Actually, the use of ritual is not uncommon in festivals that exist to this day. The Adonia, a festival celebrated annually by women in ancient Greece, in which they would pray for rain, takes place every spring. The Aughakillymaude Mummers of Northern Ireland—with their costumes made of oats, barley, and rye, wearing symbolic headdresses and dressed in orange woven straw gowns—still parade through villages during the days leading up to Christmas; and there are still Sardinian Mamuthones mask dancers, who carry cowbells and animal bones on their bodies late into the night to defeat the devil, pray for the harvest, and make sacrifices to mother earth. Originating in 1687, Edinburgh’s Burryman ceremony is still a vibrant local tradition whereby a local man covered head to toe in burrs is paraded around for nine hours or more in the hopes of bringing good luck to those who pluck a burr from his body. And in the Basque region of Spain, every February a man dressed as half-man half-bull participates in a procession, which was revived as recently as the 90s.

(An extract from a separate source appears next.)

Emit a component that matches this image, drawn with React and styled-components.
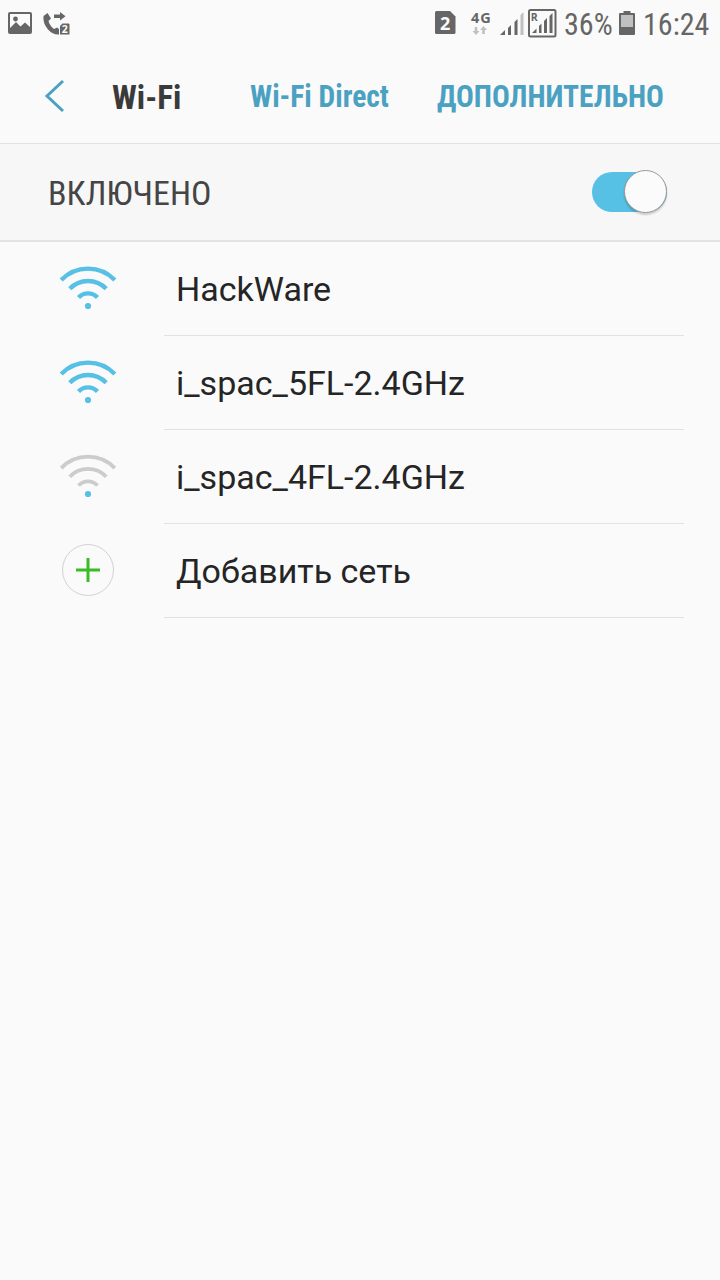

The revival of ritual does not stop at ancient festivals. This year, the hotly discussed Thai artist Korakrit Arunanondchai, expressing the binary opposition between east and west, through body painting, makes reference to the collective memories and traditions of the Thai people in search of “Phaya Naga” or mystical snake god.
Now here we are at the end: we have already drunk the wine that was in our glasses: our personal participation in the sacrifice. Stefan and Sergei announce: “Only when the last spectator leaves, will the whole work be complete!” Common sense regarding sacrificial worship tells us, the sacrificial ceremony is not over until you see off the final dinner guest.